> **WHAT NEEDS TO BE DONE**
Within the listing below, locate all lines containing the word "self". Copy each one.

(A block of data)
[Start]

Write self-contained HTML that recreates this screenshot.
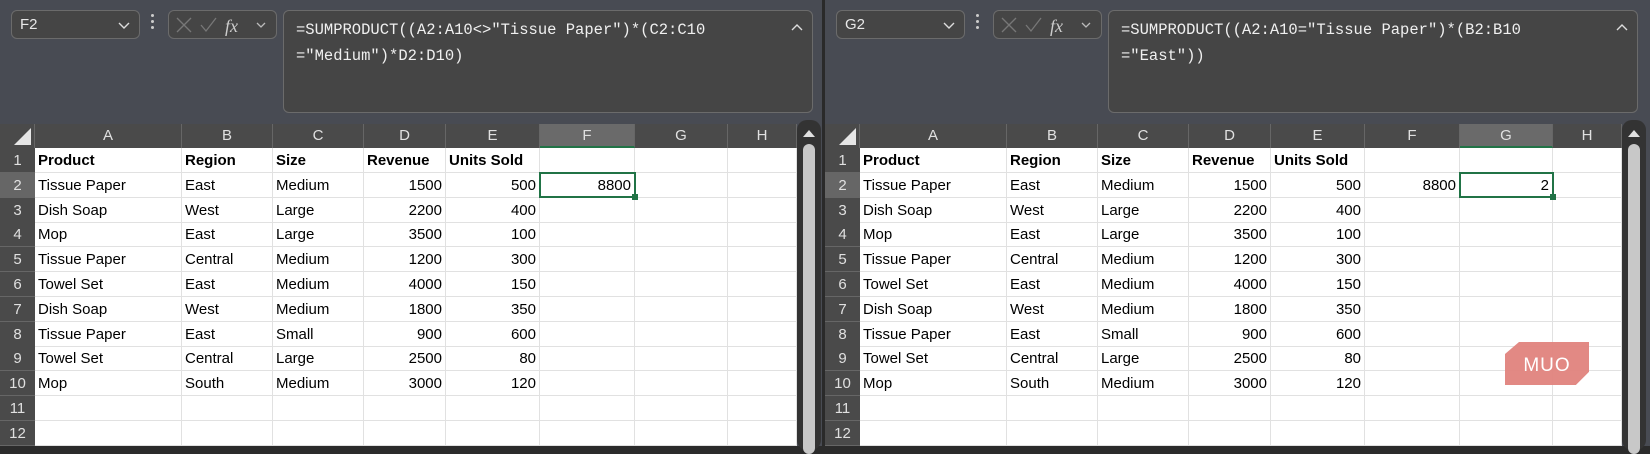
<!DOCTYPE html>
<html><head><meta charset="utf-8"><style>
*{margin:0;padding:0;box-sizing:border-box}
body{width:1650px;height:446px;background:#2b2b2b;position:relative;overflow:hidden;font-family:"Liberation Sans",sans-serif}
.panel{position:absolute;top:0;width:825px;height:446px;background:#484b53;overflow:hidden}
.nb{position:absolute;left:11px;top:10px;width:129px;height:29px;background:#454545;border:1px solid #6b6b6b;border-radius:6px;color:#e8e8e8;font-size:15px;padding:5px 0 0 8px}
.nb .ch{position:absolute;right:9px;top:6px}
.dots{position:absolute;left:151px;top:14px;width:3px}
.dots i{display:block;width:3px;height:3px;background:#ccc;border-radius:50%;margin-bottom:3px}
.fxb{position:absolute;left:168px;top:10px;width:109px;height:29px;background:#454545;border:1px solid #6b6b6b;border-radius:6px}
.fb{position:absolute;left:283px;top:10px;width:530px;height:103px;background:#454545;border:1px solid #6b6b6b;border-radius:6px;color:#f0f0f0;font-family:"Liberation Mono",monospace;font-size:15.5px;line-height:26px;padding:6px 0 0 12px;white-space:pre}
.fb .up{position:absolute;right:8px;top:4px}
.grid{position:absolute;left:0;top:124px;width:797px;height:322px;background:#fff}
.hdr{position:absolute;top:0;height:24px;background:#4a4a4a;color:#e0e0e0;font-size:15px;text-align:center;line-height:24px;border-right:1px solid #666}
.rh{position:absolute;left:0;width:35px;height:25px;background:#4a4a4a;color:#e0e0e0;font-size:15px;text-align:center;line-height:25px;border-bottom:1px solid #666}
.c{position:absolute;height:25px;line-height:25px;font-size:15px;color:#000;white-space:nowrap;padding:0 3px;border-right:1px solid #e1e1e1;border-bottom:1px solid #e1e1e1}
.r{text-align:right}
.b{font-weight:bold}
.sb{position:absolute;left:797px;top:120px;width:24px;height:330px;background:#333;border-radius:10px}
.sb .th{position:absolute;left:6px;top:24px;width:12px;height:310px;background:#c8c8c8;border-radius:6px}
.sel{position:absolute;border:2px solid #217346;height:26px}
.sel i{position:absolute;right:-4px;bottom:-4px;width:6px;height:6px;background:#217346}
</style></head><body>

<div class="panel" style="left:0"></div>
<div class="panel" style="left:825px"></div>
<div style="position:absolute;left:822px;top:0;width:3px;height:446px;background:#2a2a2a"></div>

<div id="L" style="position:absolute;left:0;top:0;width:825px;height:446px"></div>
<div id="R" style="position:absolute;left:825px;top:0;width:825px;height:446px"></div>

<script>
function build(el,name,f1,f2,sel,extraF){
 var h='';
 h+='<div class="nb">'+name+'<span class="ch"><svg width="12" height="8"><path d="M1 1l5 5 5-5" stroke="#ddd" fill="none" stroke-width="1.4"/></svg></span></div>';
 h+='<div class="dots"><i></i><i></i><i></i></div>';
 h+='<div class="fxb"><svg width="109" height="29"><path d="M8 7l14 14M22 7L8 21" stroke="#777" stroke-width="1.3" fill="none"/><path d="M32 14l5 6 10-13" stroke="#777" stroke-width="1.3" fill="none"/><text x="56" y="21" font-family="Liberation Serif" font-style="italic" font-size="18" fill="#ccc">fx</text><path d="M88 12l4 4 4-4" stroke="#bbb" stroke-width="1.3" fill="none"/></svg></div>';
 h+='<div class="fb">'+f1+'\n'+f2+'<span class="up"><svg width="14" height="10"><path d="M2 8l5-5 5 5" stroke="#ddd" fill="none" stroke-width="1.4"/></svg></span></div>';
 var cols=[['A',35,182],['B',182,273],['C',273,364],['D',364,446],['E',446,540],['F',540,635],['G',635,728],['H',728,797]];
 h+='<div class="grid">';
 h+='<div class="hdr" style="left:0;width:35px"><svg width="35" height="24"><path d="M31 4L31 21L14 21Z" fill="#e6e6e6"/></svg></div>';
 cols.forEach(function(c){var s=c[0]==sel;h+='<div class="hdr" style="left:'+c[1]+'px;width:'+(c[2]-c[1])+'px;'+(s?'background:#6a6a6a;border-bottom:2px solid #217346;':'')+'">'+c[0]+'</div>';});
 var data=[['Product','Region','Size','Revenue','Units Sold'],['Tissue Paper','East','Medium',1500,500],['Dish Soap','West','Large',2200,400],['Mop','East','Large',3500,100],['Tissue Paper','Central','Medium',1200,300],['Towel Set','East','Medium',4000,150],['Dish Soap','West','Medium',1800,350],['Tissue Paper','East','Small',900,600],['Towel Set','Central','Large',2500,80],['Mop','South','Medium',3000,120],['','','','',''],['','','','','']];
 for(var r=0;r<12;r++){
  var y=24+r*24.8;
  h+='<div class="rh" style="top:'+y+'px;'+(r==1?'background:#666;':'')+'">'+(r+1)+'</div>';
  for(var ci=0;ci<8;ci++){
   var c=cols[ci],v=ci<5?data[r][ci]:'';
   if(r==1&&extraF&&extraF[c[0]])v=extraF[c[0]];
   var cls='c'+(r==0&&ci<5?' b':'')+((typeof v=='number'||(r==1&&ci>=5))?' r':'');
   h+='<div class="'+cls+'" style="left:'+c[1]+'px;top:'+y+'px;width:'+(c[2]-c[1])+'px">'+v+'</div>';
  }
 }
 var sc=cols.filter(function(c){return c[0]==sel})[0];
 h+='<div class="sel" style="left:'+(sc[1]-1)+'px;top:'+(24+24.8-1)+'px;width:'+(sc[2]-sc[1]+2)+'px"><i></i></div>';
 h+='</div>';
 h+='<div class="sb"><svg width="24" height="20" style="position:absolute;top:3px;left:0"><path d="M6 14L12 7L18 14Z" fill="#e0e0e0"/></svg><div class="th"></div></div>';
 el.innerHTML=h;
}
build(document.getElementById('L'),'F2','=SUMPRODUCT((A2:A10&lt;&gt;"Tissue Paper")*(C2:C10','="Medium")*D2:D10)','F',{F:'8800'});
build(document.getElementById('R'),'G2','=SUMPRODUCT((A2:A10="Tissue Paper")*(B2:B10','="East"))','G',{F:'8800',G:'2'});
</script>

<div style="position:absolute;left:1505px;top:342px;width:84px;height:43px">
<svg width="84" height="43"><path d="M14 0H84V30L71 43H0V12Z" fill="#e0837d" opacity="0.95"/><path d="M84 30L71 43H84Z" fill="#fff"/><path d="M74 43L84 33" stroke="#fff" stroke-width="2"/><text x="42" y="29" text-anchor="middle" font-family="Liberation Sans" font-size="19" fill="#fff" letter-spacing="1">MUO</text></svg>
</div>
</body></html>
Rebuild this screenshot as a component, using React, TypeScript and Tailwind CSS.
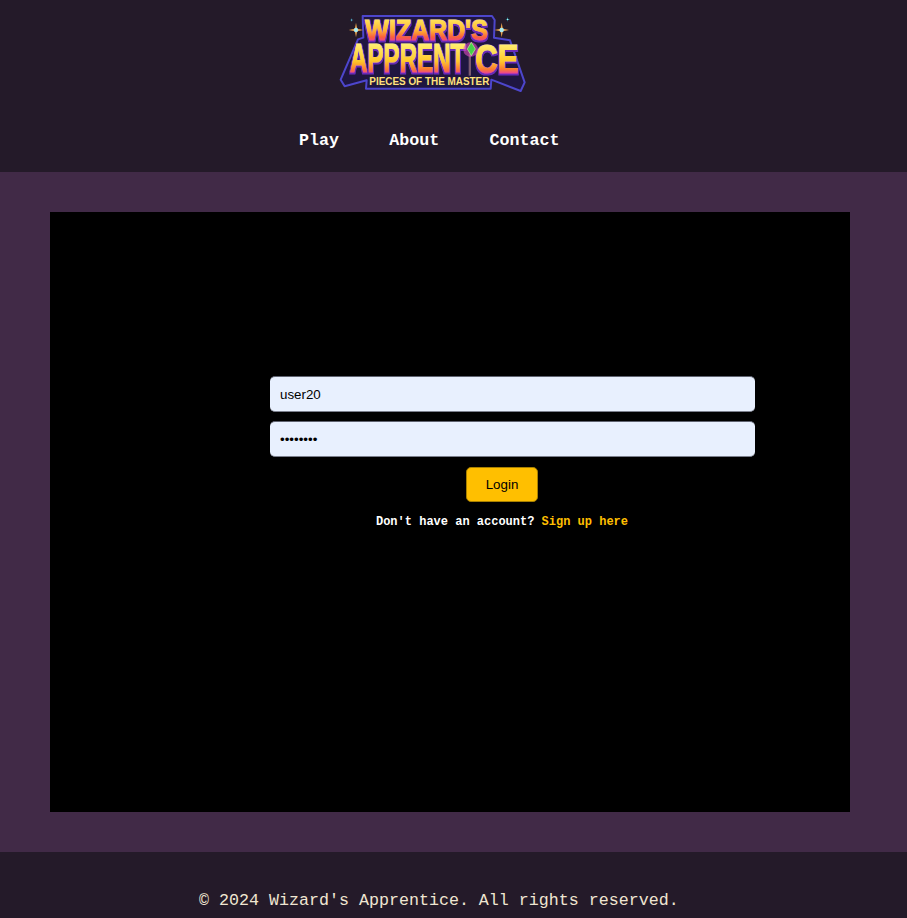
const mono = "font-['Liberation_Mono','DejaVu_Sans_Mono',monospace]";
const field =
  "h-[36px] w-[485px] self-start rounded-[5px] border-b border-t border-b-[#7b7f8c] border-t-[#5f6370] bg-[#e8f0fe] px-[10px] font-['Liberation_Sans',Arial,sans-serif] text-[13.33px] text-black outline-none";

function Sparkle({ x, y, r, color, core }: { x: number; y: number; r: number; color: string; core: string }) {
  const q = r * 0.16;
  return (
    <g>
      <path d={`M${x} ${y - r}L${x + q} ${y - q}L${x + r} ${y}L${x + q} ${y + q}L${x} ${y + r}L${x - q} ${y + q}L${x - r} ${y}L${x - q} ${y - q}Z`} fill={color} />
      <circle cx={x} cy={y} r={r * 0.3} fill={core} />
    </g>
  );
}

function Logo() {
  const sans = "'Liberation Sans', Arial, sans-serif";
  return (
    <svg viewBox="0 0 630 285" className="block h-[95px] w-[210px]" aria-label="Wizard's Apprentice logo">
      <defs>
        <linearGradient id="row1" gradientUnits="userSpaceOnUse" x1="0" y1="42" x2="0" y2="110">
          <stop offset="0" stopColor="#ffe65c" />
          <stop offset="0.5" stopColor="#ffb52e" />
          <stop offset="0.8" stopColor="#f9603a" />
          <stop offset="1" stopColor="#e8409a" />
        </linearGradient>
        <linearGradient id="row2" gradientUnits="userSpaceOnUse" x1="0" y1="112" x2="0" y2="206">
          <stop offset="0" stopColor="#fff27a" />
          <stop offset="0.6" stopColor="#ffc92a" />
          <stop offset="0.86" stopColor="#fb7a30" />
          <stop offset="1" stopColor="#e8409a" />
        </linearGradient>
        <filter id="lift" x="-10%" y="-20%" width="120%" height="150%">
          <feMorphology in="SourceAlpha" operator="dilate" radius="1.5" result="fat" />
          <feOffset in="fat" dy="4" result="low" />
          <feFlood floodColor="#6a2cb8" />
          <feComposite in2="low" operator="in" result="shade" />
          <feMerge>
            <feMergeNode in="shade" />
            <feMergeNode in="SourceGraphic" />
          </feMerge>
        </filter>
      </defs>
      <path
        d="M98 33L486 33L494 45L492 98L540 106L584 232L572 258L484 224L482 251L108 251L110 226L44 244L32 224L84 103L100 98Z"
        fill="#1f1640"
        stroke="#4d46cc"
        strokeWidth="6"
        strokeLinejoin="round"
      />
      <g filter="url(#lift)">
        <text x="106" y="104" fontFamily={sans} fontWeight="700" fontSize="88" textLength="368" lengthAdjust="spacingAndGlyphs" fill="url(#row1)" stroke="url(#row1)" strokeWidth="3">
          WIZARD'S
        </text>
        <text x="60" y="201" fontFamily={sans} fontWeight="700" fontSize="124" textLength="346" lengthAdjust="spacingAndGlyphs" fill="url(#row2)" stroke="url(#row2)" strokeWidth="3">
          APPRENT
        </text>
        <text x="436" y="203" fontFamily={sans} fontWeight="700" fontSize="124" textLength="130" lengthAdjust="spacingAndGlyphs" fill="url(#row2)" stroke="url(#row2)" strokeWidth="3">
          CE
        </text>
      </g>
      <rect x="416" y="148" width="7" height="64" fill="#7a5a70" />
      <circle cx="422" cy="134" r="22" fill="#e04fc0" opacity="0.6" />
      <path d="M424 112L436 132L424 152L412 132Z" fill="#46d04a" stroke="#c8f0a0" strokeWidth="2" />
      <text x="118" y="241" fontFamily={sans} fontWeight="700" fontSize="33" textLength="360" lengthAdjust="spacingAndGlyphs" fill="#ffe27a">
        PIECES OF THE MASTER
      </text>
      <Sparkle x={78} y={75} r={22} color="#e8a04a" core="#a8ecf0" />
      <Sparkle x={515} y={75} r={22} color="#e8a04a" core="#a8ecf0" />
      <Sparkle x={65} y={45} r={6} color="#2f9fc8" core="#8fe0f0" />
      <Sparkle x={533} y={43} r={7} color="#30c8d8" core="#c0ffff" />
    </svg>
  );
}

export default function App() {
  return (
    <div className="flex min-h-[918px] flex-col overflow-hidden bg-[#412a47]">
      <header className="h-[172px] bg-[#241a29]">
        <div className="ml-[330px] pt-[5px]">
          <Logo />
        </div>
        <nav className={`mt-[29px] flex gap-[50.3px] pl-[299px] text-[16.67px] font-bold leading-[24px] text-white ${mono}`}>
          <a>Play</a>
          <a>About</a>
          <a>Contact</a>
        </nav>
      </header>
      <main className="p-[40px_57px_40px_50px]">
        <div className="h-[600px] w-[800px] bg-black pl-[220px] pt-[164px]">
          <form className="flex w-[464px] flex-col items-center">
            <input readOnly value="user20" className={`mb-[9px] ${field}`} />
            <input readOnly type="password" value="password" className={`mb-[10px] ${field}`} />
            <button
              type="button"
              className="h-[35px] w-[72px] rounded-[5px] border border-[#a88000] bg-[#ffbf00] font-['Liberation_Sans',Arial,sans-serif] text-[13.33px] text-black"
            >
              Login
            </button>
            <p className={`mt-[11px] text-[12px] font-bold leading-[18px] whitespace-nowrap text-white ${mono}`}>
              Don't have an account? <a className="text-[#ffbf00]">Sign up here</a>
            </p>
          </form>
        </div>
      </main>
      <footer className={`flex-1 bg-[#241a29] pt-[37px] pl-[199px] text-[16.67px] leading-[24px] whitespace-nowrap text-[#f0e6d2] ${mono}`}>
        © 2024 Wizard's Apprentice. All rights reserved.
      </footer>
    </div>
  );
}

[End]

> **COMPLETE RESPONSE**
Write self-contained HTML that recreates this screenshot.
  "h-[36px] w-[485px] self-start rounded-[5px] border-b border-t border-b-[#7b7f8c] border-t-[#5f6370] bg-[#e8f0fe] px-[10px] font-['Liberation_Sans',Arial,sans-serif] text-[13.33px] text-black outline-none";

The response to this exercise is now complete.